Task brief: Write out the material exactly. Do not include the pictures.

----------------------------------------

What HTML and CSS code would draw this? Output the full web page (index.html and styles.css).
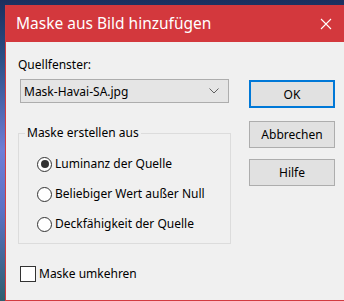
FILE: index.html
```html
<!DOCTYPE html>
<html>
<head>
    <title>Maske aus Bild hinzufügen</title>
    <link rel="stylesheet" href="styles.css">
</head>
<body>
    <div class="dialog">
        <div class="titlebar">
            <span class="title">Maske aus Bild hinzufügen</span>
            <svg class="close" width="12" height="12" viewBox="0 0 12 12">
                <path d="M1 1 L11 11 M11 1 L1 11" stroke="#fff" stroke-width="1.1" fill="none"/>
            </svg>
        </div>

        <div class="content">
            <div class="left">
                <div class="label">Quellfenster:</div>
                <div class="combo">
                    <span>Mask-Havai-SA.jpg</span>
                    <svg width="10" height="6" viewBox="0 0 10 6">
                        <path d="M0.5 0.5 L5 5 L9.5 0.5" stroke="#606060" fill="none"/>
                    </svg>
                </div>

                <fieldset class="group">
                    <legend>Maske erstellen aus</legend>
                    <div class="option"><span class="radio checked"></span>Luminanz der Quelle</div>
                    <div class="option"><span class="radio"></span>Beliebiger Wert außer Null</div>
                    <div class="option"><span class="radio"></span>Deckfähigkeit der Quelle</div>
                </fieldset>

                <div class="check-row"><span class="checkbox"></span>Maske umkehren</div>
            </div>

            <div class="buttons">
                <div class="btn default">OK</div>
                <div class="btn">Abbrechen</div>
                <div class="btn">Hilfe</div>
            </div>
        </div>
    </div>
</body>
</html>
```

FILE: styles.css
```css
html, body { margin: 0; height: 301px; overflow: hidden; }
body {
    font-family: "Noto Sans", "Open Sans", sans-serif;
    font-size: 12px;
    color: #000;
    background: linear-gradient(to bottom, #1b2f5e 0%, #2c4f86 20%, #6f7dd6 50%, #5b70c4 70%, #2e5f6e 100%);
}
.dialog {
    margin: 5px 0 0 5px;
    width: 345px;
    height: 295px;
    border-left: 1px solid #d23b40;
    border-bottom: 1px solid #d23b40;
    background: #f0f0f0;
    display: flex;
    flex-direction: column;
}
.titlebar {
    height: 37px;
    background: #d3383d;
    color: #fff;
    display: flex;
    align-items: center;
    padding-left: 10px;
    padding-right: 12px;
    justify-content: space-between;
}
.title { font-size: 15.5px; margin-top: -1px; }
.close { margin-right: 7px; margin-top: 0; }

.content { display: flex; padding: 15px 0 0 12px; gap: 18px; }
.left { width: 213px; }
.label { line-height: 16px; }
.combo {
    margin: 6px 0 0 2px;
    width: 209px;
    height: 24px;
    box-sizing: border-box;
    border: 1px solid #adadad;
    background: #e5e5e5;
    display: flex;
    align-items: center;
    justify-content: space-between;
    padding: 0 9px 0 3px;
}

.group {
    margin: 22px 0 0 0;
    padding: 9px 6px 10px 18px;
    border: 1px solid #dcdcdc;
    width: 213px;
    box-sizing: border-box;
    height: 119px;
}
.group legend { padding: 0 2px; margin-left: -12px; line-height: 16px; }
.option { display: flex; align-items: center; height: 30px; line-height: 16px; }
.option:first-of-type { margin-top: -1px; }
.radio {
    width: 15px;
    height: 15px;
    box-sizing: border-box;
    border: 1px solid #333;
    border-radius: 50%;
    background: #fff;
    margin-right: 3px;
    display: flex;
    align-items: center;
    justify-content: center;
}
.radio.checked::after {
    content: '';
    width: 8px;
    height: 8px;
    border-radius: 50%;
    background: #333;
}

.check-row { display: flex; align-items: center; margin: 22px 0 0 2px; line-height: 16px; }
.checkbox {
    width: 16px;
    height: 16px;
    box-sizing: border-box;
    border: 1px solid #333;
    background: #fff;
    margin-right: 3px;
}

.buttons { display: flex; flex-direction: column; gap: 11px; padding-top: 23px; }
.btn {
    width: 86px;
    height: 27px;
    box-sizing: border-box;
    border: 1px solid #adadad;
    background: #e1e1e1;
    display: flex;
    align-items: center;
    justify-content: center;
}
.btn.default { border: 2px solid #0078d7; height: 28px; margin-bottom: 2px; }
```
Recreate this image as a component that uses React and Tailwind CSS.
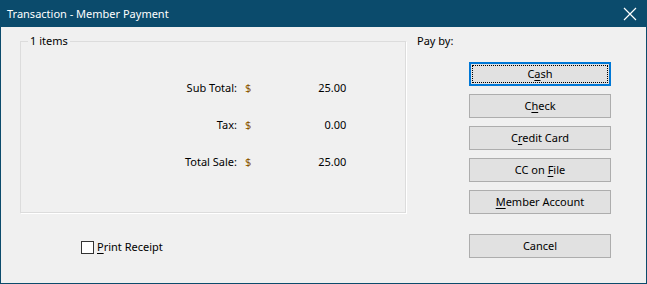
import React from "react";

const U = ({ children }) => <span className="underline underline-offset-[2px]">{children}</span>;

function Btn({ children, focused }) {
  return (
    <div
      className={
        "h-[24px] w-[142px] bg-[#e1e1e1] flex items-center justify-center text-black " +
        (focused ? "border-2 border-[#0078d7] p-[1px]" : "border border-[#adadad]")
      }
    >
      {focused ? (
        <div className="w-full h-full border border-dotted border-black flex items-center justify-center">
          {children}
        </div>
      ) : (
        children
      )}
    </div>
  );
}

function Row({ label, value }) {
  return (
    <div className="flex h-[16px] items-center">
      <div className="w-[216px] text-right">{label}</div>
      <div className="ml-[8px] text-[#8a5600]">$</div>
      <div className="w-[95px] text-right">{value}</div>
    </div>
  );
}

export default function App() {
  return (
    <div
      className="w-[647px] h-[284px] bg-[#f0f0f0] flex flex-col border border-t-0 border-[#0b4b6c] text-[11px] leading-[16px] text-black"
      style={{ fontFamily: '"Noto Sans", "Open Sans", sans-serif' }}
    >
      <div className="h-[27px] shrink-0 bg-[#0b4b6c] flex items-center justify-between pl-[6px] pr-[9px] text-white text-[11px]">
        <span>Transaction - Member Payment</span>
        <svg width="14" height="14" viewBox="0 0 14 14">
          <path d="M1 1 L13 13 M13 1 L1 13" stroke="white" strokeWidth="1.2" />
        </svg>
      </div>
      <div className="flex flex-1">
        <div className="pl-[19px] pt-[14px] flex flex-col">
          <div className="relative w-[386px] h-[172px] border border-[#dcdcdc] shadow-[1px_1px_0_#ffffff] pt-[38px]">
            <span className="absolute left-[7px] top-[-9px] bg-[#f0f0f0] px-[2px]">1 items</span>
            <div className="flex flex-col gap-[21px]">
              <Row label="Sub Total:" value="25.00" />
              <Row label="Tax:" value="0.00" />
              <Row label="Total Sale:" value="25.00" />
            </div>
          </div>
          <div className="mt-[26px] ml-[61px] flex items-center">
            <div className="w-[13px] h-[13px] border border-[#333333] bg-white" />
            <span className="ml-[3px]">
              <U>P</U>rint Receipt
            </span>
          </div>
        </div>
        <div className="ml-[11px] pt-[6px] flex flex-col">
          <div>Pay by:</div>
          <div className="ml-[52px] mt-[13px] flex flex-col gap-[8px]">
            <Btn focused>
              <span>
                C<U>a</U>sh
              </span>
            </Btn>
            <Btn>
              <span>
                C<U>h</U>eck
              </span>
            </Btn>
            <Btn>
              <span>
                C<U>r</U>edit Card
              </span>
            </Btn>
            <Btn>
              <span>
                CC on <U>F</U>ile
              </span>
            </Btn>
            <Btn>
              <span>
                <U>M</U>ember Account
              </span>
            </Btn>
            <div className="mt-[12px]">
              <Btn>Cancel</Btn>
            </div>
          </div>
        </div>
      </div>
    </div>
  );
}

----------------------------------------

Answer for this exercise:
What HTML and CSS code would draw this? Output the full web page (index.html and styles.css).
FILE: index.html
```html
<!DOCTYPE html>
<html>
<head>
    <title>Maske aus Bild hinzufügen</title>
    <link rel="stylesheet" href="styles.css">
</head>
<body>
    <div class="dialog">
        <div class="titlebar">
            <span class="title">Maske aus Bild hinzufügen</span>
            <svg class="close" width="12" height="12" viewBox="0 0 12 12">
                <path d="M1 1 L11 11 M11 1 L1 11" stroke="#fff" stroke-width="1.1" fill="none"/>
            </svg>
        </div>

        <div class="content">
            <div class="left">
                <div class="label">Quellfenster:</div>
                <div class="combo">
                    <span>Mask-Havai-SA.jpg</span>
                    <svg width="10" height="6" viewBox="0 0 10 6">
                        <path d="M0.5 0.5 L5 5 L9.5 0.5" stroke="#606060" fill="none"/>
                    </svg>
                </div>

                <fieldset class="group">
                    <legend>Maske erstellen aus</legend>
                    <div class="option"><span class="radio checked"></span>Luminanz der Quelle</div>
                    <div class="option"><span class="radio"></span>Beliebiger Wert außer Null</div>
                    <div class="option"><span class="radio"></span>Deckfähigkeit der Quelle</div>
                </fieldset>

                <div class="check-row"><span class="checkbox"></span>Maske umkehren</div>
            </div>

            <div class="buttons">
                <div class="btn default">OK</div>
                <div class="btn">Abbrechen</div>
                <div class="btn">Hilfe</div>
            </div>
        </div>
    </div>
</body>
</html>
```

FILE: styles.css
```css
html, body { margin: 0; height: 301px; overflow: hidden; }
body {
    font-family: "Noto Sans", "Open Sans", sans-serif;
    font-size: 12px;
    color: #000;
    background: linear-gradient(to bottom, #1b2f5e 0%, #2c4f86 20%, #6f7dd6 50%, #5b70c4 70%, #2e5f6e 100%);
}
.dialog {
    margin: 5px 0 0 5px;
    width: 345px;
    height: 295px;
    border-left: 1px solid #d23b40;
    border-bottom: 1px solid #d23b40;
    background: #f0f0f0;
    display: flex;
    flex-direction: column;
}
.titlebar {
    height: 37px;
    background: #d3383d;
    color: #fff;
    display: flex;
    align-items: center;
    padding-left: 10px;
    padding-right: 12px;
    justify-content: space-between;
}
.title { font-size: 15.5px; margin-top: -1px; }
.close { margin-right: 7px; margin-top: 0; }

.content { display: flex; padding: 15px 0 0 12px; gap: 18px; }
.left { width: 213px; }
.label { line-height: 16px; }
.combo {
    margin: 6px 0 0 2px;
    width: 209px;
    height: 24px;
    box-sizing: border-box;
    border: 1px solid #adadad;
    background: #e5e5e5;
    display: flex;
    align-items: center;
    justify-content: space-between;
    padding: 0 9px 0 3px;
}

.group {
    margin: 22px 0 0 0;
    padding: 9px 6px 10px 18px;
    border: 1px solid #dcdcdc;
    width: 213px;
    box-sizing: border-box;
    height: 119px;
}
.group legend { padding: 0 2px; margin-left: -12px; line-height: 16px; }
.option { display: flex; align-items: center; height: 30px; line-height: 16px; }
.option:first-of-type { margin-top: -1px; }
.radio {
    width: 15px;
    height: 15px;
    box-sizing: border-box;
    border: 1px solid #333;
    border-radius: 50%;
    background: #fff;
    margin-right: 3px;
    display: flex;
    align-items: center;
    justify-content: center;
}
.radio.checked::after {
    content: '';
    width: 8px;
    height: 8px;
    border-radius: 50%;
    background: #333;
}

.check-row { display: flex; align-items: center; margin: 22px 0 0 2px; line-height: 16px; }
.checkbox {
    width: 16px;
    height: 16px;
    box-sizing: border-box;
    border: 1px solid #333;
    background: #fff;
    margin-right: 3px;
}

.buttons { display: flex; flex-direction: column; gap: 11px; padding-top: 23px; }
.btn {
    width: 86px;
    height: 27px;
    box-sizing: border-box;
    border: 1px solid #adadad;
    background: #e1e1e1;
    display: flex;
    align-items: center;
    justify-content: center;
}
.btn.default { border: 2px solid #0078d7; height: 28px; margin-bottom: 2px; }
```
Recreate this image as a component that uses React and Tailwind CSS.
import React from "react";

const U = ({ children }) => <span className="underline underline-offset-[2px]">{children}</span>;

function Btn({ children, focused }) {
  return (
    <div
      className={
        "h-[24px] w-[142px] bg-[#e1e1e1] flex items-center justify-center text-black " +
        (focused ? "border-2 border-[#0078d7] p-[1px]" : "border border-[#adadad]")
      }
    >
      {focused ? (
        <div className="w-full h-full border border-dotted border-black flex items-center justify-center">
          {children}
        </div>
      ) : (
        children
      )}
    </div>
  );
}

function Row({ label, value }) {
  return (
    <div className="flex h-[16px] items-center">
      <div className="w-[216px] text-right">{label}</div>
      <div className="ml-[8px] text-[#8a5600]">$</div>
      <div className="w-[95px] text-right">{value}</div>
    </div>
  );
}

export default function App() {
  return (
    <div
      className="w-[647px] h-[284px] bg-[#f0f0f0] flex flex-col border border-t-0 border-[#0b4b6c] text-[11px] leading-[16px] text-black"
      style={{ fontFamily: '"Noto Sans", "Open Sans", sans-serif' }}
    >
      <div className="h-[27px] shrink-0 bg-[#0b4b6c] flex items-center justify-between pl-[6px] pr-[9px] text-white text-[11px]">
        <span>Transaction - Member Payment</span>
        <svg width="14" height="14" viewBox="0 0 14 14">
          <path d="M1 1 L13 13 M13 1 L1 13" stroke="white" strokeWidth="1.2" />
        </svg>
      </div>
      <div className="flex flex-1">
        <div className="pl-[19px] pt-[14px] flex flex-col">
          <div className="relative w-[386px] h-[172px] border border-[#dcdcdc] shadow-[1px_1px_0_#ffffff] pt-[38px]">
            <span className="absolute left-[7px] top-[-9px] bg-[#f0f0f0] px-[2px]">1 items</span>
            <div className="flex flex-col gap-[21px]">
              <Row label="Sub Total:" value="25.00" />
              <Row label="Tax:" value="0.00" />
              <Row label="Total Sale:" value="25.00" />
            </div>
          </div>
          <div className="mt-[26px] ml-[61px] flex items-center">
            <div className="w-[13px] h-[13px] border border-[#333333] bg-white" />
            <span className="ml-[3px]">
              <U>P</U>rint Receipt
            </span>
          </div>
        </div>
        <div className="ml-[11px] pt-[6px] flex flex-col">
          <div>Pay by:</div>
          <div className="ml-[52px] mt-[13px] flex flex-col gap-[8px]">
            <Btn focused>
              <span>
                C<U>a</U>sh
              </span>
            </Btn>
            <Btn>
              <span>
                C<U>h</U>eck
              </span>
            </Btn>
            <Btn>
              <span>
                C<U>r</U>edit Card
              </span>
            </Btn>
            <Btn>
              <span>
                CC on <U>F</U>ile
              </span>
            </Btn>
            <Btn>
              <span>
                <U>M</U>ember Account
              </span>
            </Btn>
            <div className="mt-[12px]">
              <Btn>Cancel</Btn>
            </div>
          </div>
        </div>
      </div>
    </div>
  );
}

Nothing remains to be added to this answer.